Having spent last week in at a conference in San Diego, I was struck by how cool it was to come to my room each afternoon and find that someone had made my bed. This someone (I met her) was hard working, knew more languages than me, and was terribly polite – possibly even more polite than some of the conference speakers and attendees. I appreciated her acts of service, and wondered if she could live on what she was getting paid.
This morning I woke up and remembered that I’d need to make my own bed. Then, on the stairmaster, I heard about
Ryan Howard’s five year contract extension to the tune of 25 million per year. He’s not providing a cure for cancer, or world hunger. He’s not healing people or playing an integral or even peripheral role in creating a more peaceful world. He gets all these dollars for playing baseball. Meanwhile, I recently met a rural Montana school teacher whose salary is less than 18 thousand a year, and know pastors who barely get by, while Goldman Sachs brokers and execs bet on the housing bubble and walk away with millions. It all feels so wrong somehow, don’t you agree?
These blatant examples of misguided values and ethics have me pondering how we navigate the culture pressures regarding money and employment so that we can live whole and meaningful lives, and as I ponder this I realize that we have very few conversation about what God says regarding work. Here are some thoughts:
1. Work is part of the reality of creation, not a result of the fall. From the very beginning, we see that God worked, and that we, created in his image, were given work as a gift. Trying to live a life void of work is foolish, and I perhaps think this includes the goal of amassing great wealth, whether by playing baseball or trading derivatives, in hopes of saying, “I have need of nothing….” Let’s make peace with the notion of work as a gift.
2. The best work is creative work. This doesn’t necessarily mean artistic work though that surely counts. It means that good work contributes to bringing order out of chaos. This could mean healing a body or mind (health care workers), keeping a city clean (waste management), creating beautiful and tasteful meals (food service), better ways to communicate (IT), helping children reach their potential (education), or cleaning diapers (moms, dads, at home) — there’s a great deal to do in this world that adds value by bringing order.

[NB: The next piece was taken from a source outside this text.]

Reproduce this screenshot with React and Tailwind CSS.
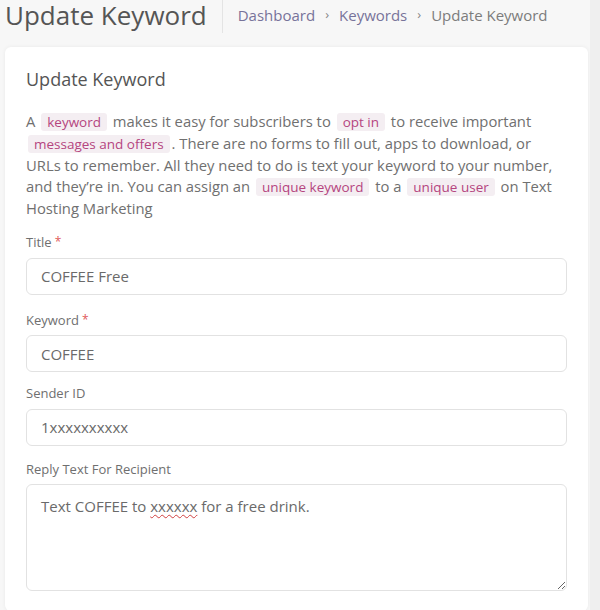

3. The dichotomy between blue and white collars isn’t God’s idea. It stems more from Greek narratives and the dualism of Plato, which roughly said: “soil bad”, “soul good”, and thus elevated philosophy over farming. The back lash to this, of course, came with Marx, and his elevation of the “worker”, but his ideas were reactionary, and always ended up with a reverse of Plato’s dualism, which is why when communism spreads, it’s the educated people that are imprisoned and executed. God’s way is to say that all this labor has value, and we should dignify one another by affirming and encouraging all gifts – house cleaners, maids, cooks, doctors, teachers, farmers, garbage collectors, soldiers, even pastors.
4. We enjoy our work best when we’ve discovered how we’re wired, and are operating in accordance with that wiring. This is what we mean by “calling”, and the good news is that everyone’s wired for something. I’d suggest that making millions, thousands, or hundreds, needs to be way at the back of the line among considerations when we’re making decision about where to invest the best hours of our day and the best days of our lives – instead the question should be: have I found my calling?
Please share some thoughts about calling and work: Are our cultural values skewed? How can we realign them? What has helped or hindered you as you seek to find your calling?